• PROMPT: Please, without the pictures, retype exactly the lines from the start of the material through the line that holds "border-t-white border-l-white border-b-[#404040]".

** start of GIVEN DATA **

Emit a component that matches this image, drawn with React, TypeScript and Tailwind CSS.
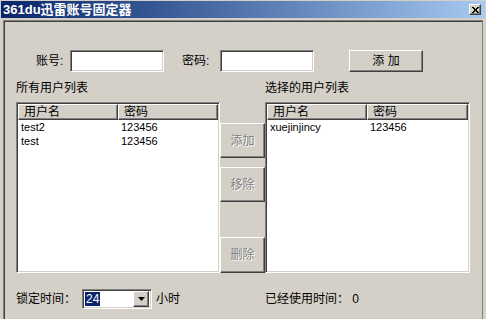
import React from "react";

const FONT = { fontFamily: '"Liberation Sans", "Noto Sans CJK SC", sans-serif' };

const sunken =
  "border border-t-[#808080] border-l-[#808080] border-b-white border-r-white shadow-[inset_1px_1px_0_#404040,inset_-1px_-1px_0_#d4d0c8]";
const raised =
  "border border-t-white border-l-white border-b-[#404040] border-r-[#404040] shadow-[inset_-1px_-1px_0_#808080]";

interface User {
  name: string;
  pwd: string;
}

const ALL_USERS: User[] = [
  { name: "test2", pwd: "123456" },
  { name: "test", pwd: "123456" },
];

const SELECTED: User[] = [{ name: "xuejinjincy", pwd: "123456" }];

function UserList({ users, width }: { users: User[]; width: string }) {
  return (
    <div className={`${sunken} ${width} h-[171px] bg-white p-[1px] flex flex-col`}>
      <div className="flex h-[16px] bg-[#d4d0c8] text-[12px] leading-[14px] text-black">
        <div className={`${raised} w-[100px] pl-[5px]`}>用户名</div>
        <div className={`${raised} flex-1 pl-[5px]`}>密码</div>
      </div>
      {users.map((u) => (
        <div key={u.name} className="flex h-[14px] text-[11px] leading-[14px] text-black">
          <div className="w-[103px] pl-[3px]">{u.name}</div>
          <div>{u.pwd}</div>
        </div>
      ))}
    </div>
  );
}

function GrayButton({ label, h }: { label: string; h: string }) {
  return (
    <div
      className={`${raised} w-[45px] ${h} bg-[#d4d0c8] flex items-center justify-center text-[12px] text-[#808080] [text-shadow:1px_1px_0_#fff]`}
    >
      {label}
    </div>
  );
}

export default function App() {
  return (
    <div className="w-[486px] h-[319px] bg-[#d4d0c8] overflow-hidden flex flex-col" style={FONT}>
      {/* title bar */}
      <div className="mt-[1px] mx-[1px] h-[17px] bg-gradient-to-r from-[#0a246a] to-[#a6caf0] flex items-center justify-between pl-[2px] pr-[4px]">
        <span className="text-white font-bold text-[13px] leading-[17px]">361du迅雷账号固定器</span>
        <div className={`${raised} w-[12px] h-[11px] bg-[#d4d0c8] flex items-center justify-center`}>
          <svg width="7" height="6" viewBox="0 0 7 6">
            <path d="M0 0L6 6M1 0L7 6M6 0L0 6M7 0L1 6" stroke="#000" strokeWidth="1" />
          </svg>
        </div>
      </div>

      {/* body */}
      <div className="mt-[2px] mx-[3px] flex-1 border-t border-l border-r border-[#808080] shadow-[inset_1px_1px_0_#404040] pl-[12px]">
        {/* account row */}
        <div className="mt-[29px] flex items-center h-[22px] text-[12px] text-black">
          <span className="ml-[20px] w-[34px]">账号:</span>
          <div className={`${sunken} w-[94px] h-[22px] bg-white`} />
          <span className="ml-[18px] w-[38px]">密码:</span>
          <div className={`${sunken} w-[94px] h-[22px] bg-white`} />
          <div className={`${raised} ml-[35px] w-[74px] h-[22px] flex items-center justify-center`}>添 加</div>
        </div>

        {/* headings */}
        <div className="mt-[9px] flex text-[12px] leading-[14px] text-black">
          <span className="w-[249px]">所有用户列表</span>
          <span>选择的用户列表</span>
        </div>

        {/* lists */}
        <div className="mt-[7px] flex">
          <UserList users={ALL_USERS} width="w-[204px]" />
          <div className="flex flex-col pt-[21px]">
            <GrayButton label="添加" h="h-[35px]" />
            <div className="h-[9px]" />
            <GrayButton label="移除" h="h-[35px]" />
            <div className="h-[35px]" />
            <GrayButton label="删除" h="h-[36px]" />
          </div>
          <UserList users={SELECTED} width="w-[205px]" />
        </div>

        {/* bottom row */}
        <div className="mt-[16px] flex items-center h-[20px] text-[12px] text-black">
          <span className="w-[66px]">锁定时间：</span>
          <div className={`${sunken} w-[70px] h-[20px] bg-white flex items-center pl-[2px] pr-[2px]`}>
            <span className="bg-[#0a246a] text-white text-[12px] leading-[14px] px-[1px]">24</span>
            <div className="flex-1" />
            <div className={`${raised} w-[16px] h-[16px] bg-[#d4d0c8] flex items-center justify-center`}>
              <svg width="7" height="4" viewBox="0 0 7 4">
                <path d="M0 0H7L3.5 4Z" fill="#000" />
              </svg>
            </div>
          </div>
          <span className="ml-[4px]">小时</span>
          <span className="ml-[85px]">已经使用时间： 0</span>
        </div>
      </div>
    </div>
  );
}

** end of GIVEN DATA **

• OUTPUT:
Emit a component that matches this image, drawn with React, TypeScript and Tailwind CSS.
import React from "react";

const FONT = { fontFamily: '"Liberation Sans", "Noto Sans CJK SC", sans-serif' };

const sunken =
  "border border-t-[#808080] border-l-[#808080] border-b-white border-r-white shadow-[inset_1px_1px_0_#404040,inset_-1px_-1px_0_#d4d0c8]";
const raised =
  "border border-t-white border-l-white border-b-[#404040] border-r-[#404040] shadow-[inset_-1px_-1px_0_#808080]";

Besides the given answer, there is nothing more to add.